## [EXERCISE DETAILS]
Locate the lines where "with" occurs and copy them as they stand.

## [DATA PROVIDED]
--

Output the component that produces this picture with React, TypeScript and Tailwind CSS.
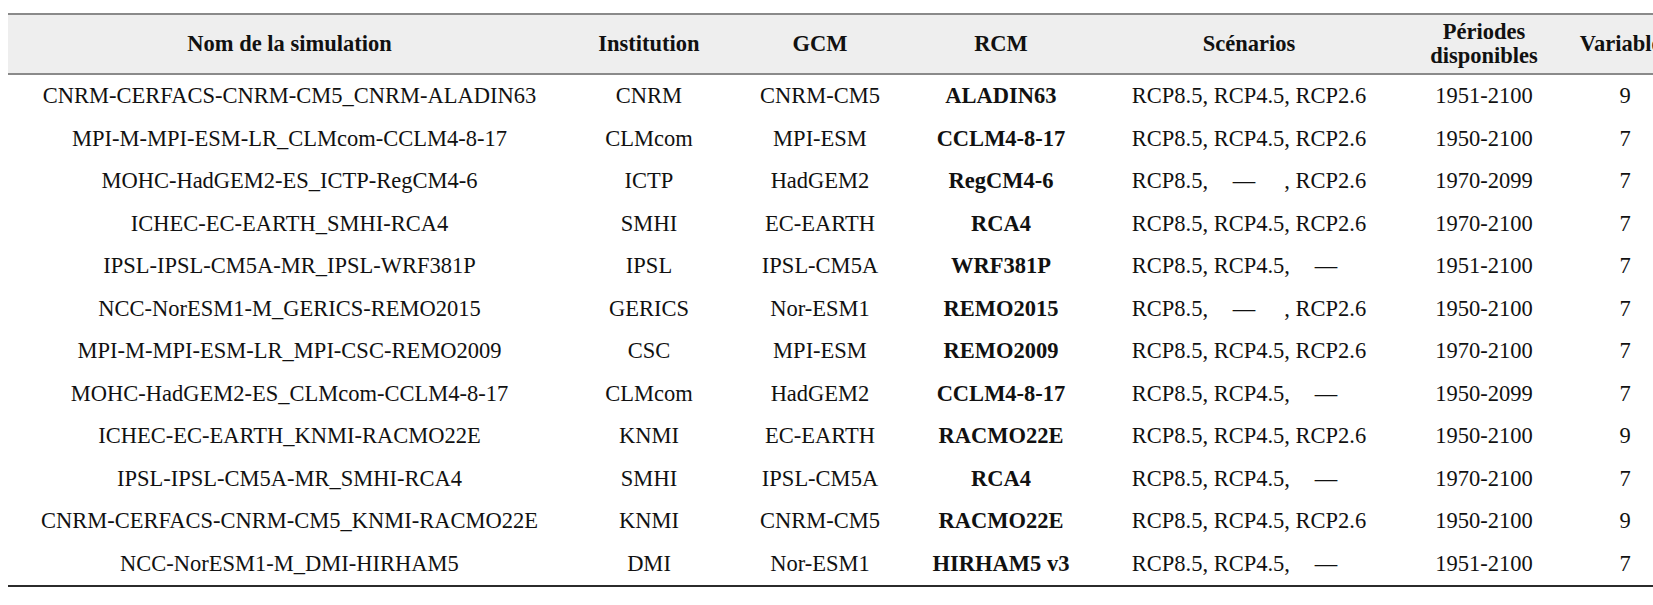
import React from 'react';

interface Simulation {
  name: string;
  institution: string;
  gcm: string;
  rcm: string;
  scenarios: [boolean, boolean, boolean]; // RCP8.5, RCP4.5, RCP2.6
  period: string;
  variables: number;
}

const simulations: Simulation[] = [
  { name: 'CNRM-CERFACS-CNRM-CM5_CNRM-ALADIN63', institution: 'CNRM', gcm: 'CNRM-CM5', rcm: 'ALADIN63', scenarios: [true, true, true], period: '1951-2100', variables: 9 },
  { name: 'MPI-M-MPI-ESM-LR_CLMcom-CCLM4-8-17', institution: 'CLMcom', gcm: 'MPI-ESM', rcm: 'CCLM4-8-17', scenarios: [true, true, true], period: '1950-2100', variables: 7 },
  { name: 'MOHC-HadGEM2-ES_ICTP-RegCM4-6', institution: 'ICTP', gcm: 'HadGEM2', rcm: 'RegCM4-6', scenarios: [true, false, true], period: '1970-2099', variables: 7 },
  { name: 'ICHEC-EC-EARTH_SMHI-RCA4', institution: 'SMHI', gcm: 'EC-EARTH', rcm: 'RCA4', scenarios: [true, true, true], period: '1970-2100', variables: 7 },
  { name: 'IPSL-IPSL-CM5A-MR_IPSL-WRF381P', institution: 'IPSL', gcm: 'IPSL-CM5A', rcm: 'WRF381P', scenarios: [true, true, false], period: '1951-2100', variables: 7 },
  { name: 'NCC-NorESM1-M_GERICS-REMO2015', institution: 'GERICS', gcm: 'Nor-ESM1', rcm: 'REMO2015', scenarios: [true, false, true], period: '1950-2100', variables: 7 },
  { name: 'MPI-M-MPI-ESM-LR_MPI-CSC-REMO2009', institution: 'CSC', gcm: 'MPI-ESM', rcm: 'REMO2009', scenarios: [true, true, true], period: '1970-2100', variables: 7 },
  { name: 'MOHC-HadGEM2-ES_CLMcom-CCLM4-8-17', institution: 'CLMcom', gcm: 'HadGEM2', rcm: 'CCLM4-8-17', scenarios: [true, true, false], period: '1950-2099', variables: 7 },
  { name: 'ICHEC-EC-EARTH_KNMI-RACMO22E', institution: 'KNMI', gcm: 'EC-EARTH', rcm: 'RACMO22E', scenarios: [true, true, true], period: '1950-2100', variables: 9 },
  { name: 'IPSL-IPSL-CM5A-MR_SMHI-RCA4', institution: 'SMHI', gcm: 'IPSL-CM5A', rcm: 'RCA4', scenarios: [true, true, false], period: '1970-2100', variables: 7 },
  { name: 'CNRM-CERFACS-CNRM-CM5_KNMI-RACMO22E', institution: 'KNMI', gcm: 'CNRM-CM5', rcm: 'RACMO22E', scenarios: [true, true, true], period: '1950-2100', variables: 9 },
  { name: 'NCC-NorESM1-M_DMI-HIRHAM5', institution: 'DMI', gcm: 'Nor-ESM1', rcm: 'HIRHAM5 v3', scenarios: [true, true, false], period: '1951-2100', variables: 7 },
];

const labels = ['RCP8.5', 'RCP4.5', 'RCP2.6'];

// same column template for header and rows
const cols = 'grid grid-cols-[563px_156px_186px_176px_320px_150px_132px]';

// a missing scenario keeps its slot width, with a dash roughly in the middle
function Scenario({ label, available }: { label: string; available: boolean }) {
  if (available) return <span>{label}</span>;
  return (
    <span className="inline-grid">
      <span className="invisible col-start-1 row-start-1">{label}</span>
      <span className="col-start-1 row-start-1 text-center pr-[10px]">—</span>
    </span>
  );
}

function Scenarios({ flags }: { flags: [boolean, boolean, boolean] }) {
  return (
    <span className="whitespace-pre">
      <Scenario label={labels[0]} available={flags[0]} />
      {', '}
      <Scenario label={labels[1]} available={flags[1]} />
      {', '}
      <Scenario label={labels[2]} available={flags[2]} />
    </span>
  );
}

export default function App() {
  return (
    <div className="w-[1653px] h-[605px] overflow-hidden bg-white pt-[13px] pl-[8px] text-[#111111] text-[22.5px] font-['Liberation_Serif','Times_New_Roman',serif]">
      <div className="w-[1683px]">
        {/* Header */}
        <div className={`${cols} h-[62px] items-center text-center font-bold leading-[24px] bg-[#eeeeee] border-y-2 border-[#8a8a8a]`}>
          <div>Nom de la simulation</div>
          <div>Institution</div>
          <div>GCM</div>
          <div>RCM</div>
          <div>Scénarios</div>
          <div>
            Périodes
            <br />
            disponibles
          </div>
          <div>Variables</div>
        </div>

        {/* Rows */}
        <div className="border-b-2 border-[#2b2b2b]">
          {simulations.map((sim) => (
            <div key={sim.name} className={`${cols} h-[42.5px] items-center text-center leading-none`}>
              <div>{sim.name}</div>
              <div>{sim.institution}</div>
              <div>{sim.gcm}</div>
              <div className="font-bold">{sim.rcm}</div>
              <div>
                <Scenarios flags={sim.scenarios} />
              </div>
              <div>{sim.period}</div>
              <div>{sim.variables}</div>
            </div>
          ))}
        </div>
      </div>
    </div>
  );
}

--

## [EXERCISE RESULT]
Output the component that produces this picture with React, TypeScript and Tailwind CSS.
// a missing scenario keeps its slot width, with a dash roughly in the middle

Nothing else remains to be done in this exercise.